The study gathered data from 149 local authorities across England and found the greatest increases in mental health problems occurred in areas with higher rates of WCA reassessments.
The paper stated: “Although the explicit aim of welfare reform in the UK is to reduce ‘dependency’ it is likely that targeting the people living in the most vulnerable conditions with policies that are harmful to health will further marginalise already excluded groups, reducing rather than increasing their independence.”
Anita Bellows, of campaign group Disabled People Against Cuts (DPAC), said: “It comes as no surprise for DPAC and confirms anecdotal evidence that we have been receiving on a daily basis of people being placed under intolerable stress, misery and hardship by the work capability assessment.
“With people hounded by the Department for Work and Pensions (DWP) and subjected to endless reassessments, people consistently tell us that their conditions are worsened by this inhuman regime, especially people with mental health issues, while those with physical impairments also find their conditions worsen due to the intolerable stress.

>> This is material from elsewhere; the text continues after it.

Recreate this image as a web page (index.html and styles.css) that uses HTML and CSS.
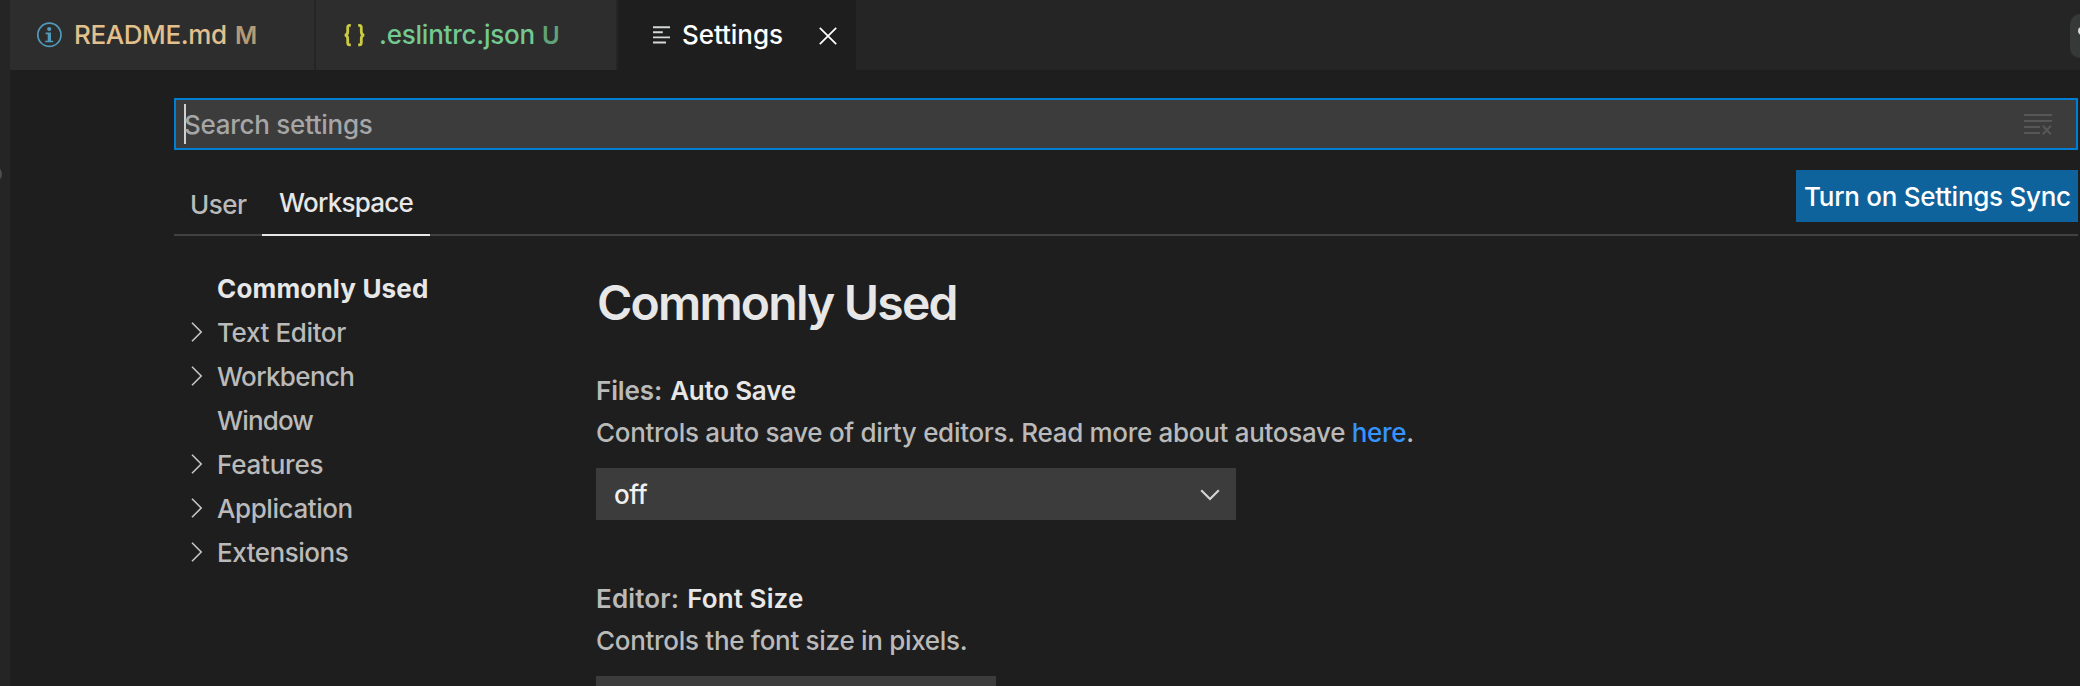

“We have repeatedly called for the scrapping of the WCA, and the results of this survey make this even more urgent. Too many lives have already been damaged or lost.”
A DWP spokesman said the study was misleading and that even the authors agreed no conclusions could be drawn about cause and effect.
“In addition, it is concerning that they provide no evidence that the people with mental health problems highlighted in the report even underwent a work capability assessment.”